Clark was an avid high jumper. She not only taught herself how to jump with the traditional Western Roll, but she was one of the first jumpers to embrace Dick Fosbury’s backward approach – joining only Fosbury himself, then a jumper at Oregon State, and Canadian record holder Debbie Brill, who had her own backward style dubbed “The Brill Bend.”
Some meets had high jump pits filled with sawdust in 1968.
“I couldn’t chance flopping in a sawdust pit,” Clark recalled. “At this meet they had a foam pit, so I flopped.”
She cleared 5-8 to win the meet, setting a school record that still stands, although it was lost for about a decade after the school took down its wall of records to remodel the school.
Part of the challenge of reinstating Clark’s record stemmed from the fact there was no official record made of such a track meet. Girls sports were not covered in local newspapers – including this one.
Add to that dilemma that some modern events weren’t held until recently. Girls did not throw the javelin or compete in pole vault.

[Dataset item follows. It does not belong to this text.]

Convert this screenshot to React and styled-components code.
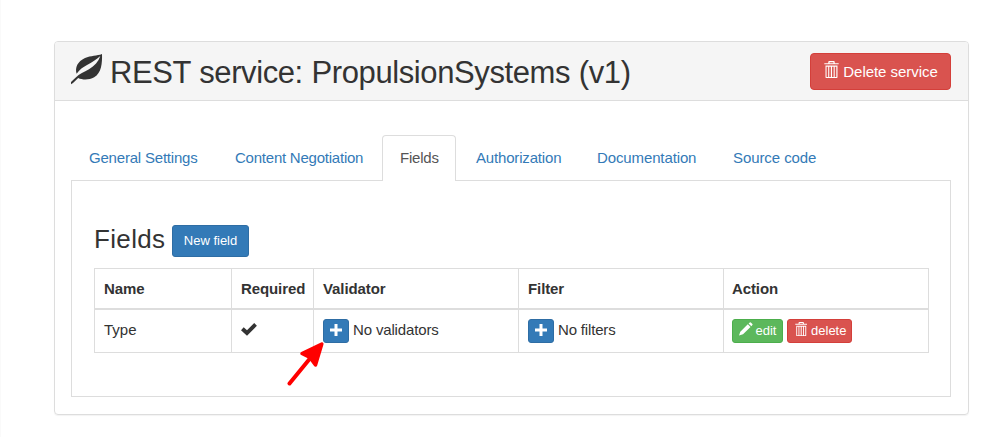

“I remember when my coach came up to me when I was a sophomore,” said Annette Helling, then at Central Valley. “Bill Berg was my coach and he told me he was thinking of having me run the hurdles. I want to say it was the first year girls ran the hurdles.”
She protested, telling the CV coach that she was a sprinter.
“That’s what I want you to do,” he told her. “I want you to sprint over the hurdles.”
She did. Her 14.13-second personal best in the 100 hurdles and 43.12 in the 300 still stand as CV records.
Helling became the girls track coach at Mead, then transferred to Mt. Spokane when that school opened.
Her favorite season was when both of her daughters were together on her squad.
Her youngest daughter, Ashlee Pedersen, holds the 400 record and is part of three school-record relay teams.
But they aren’t the only family to share records.
The Mead School District’s high jump records are held by a mother (Clark) and her son (Casey Clark, 7- 1/2), who jumped his final two seasons at Mt. Spokane.
“I remember being an athlete and looking up at all those records and thinking, ‘Wow,’ ” Helling said. “Now, as a coach, I look at them and I have a whole new level of respect for them and the work that it took to get up there.”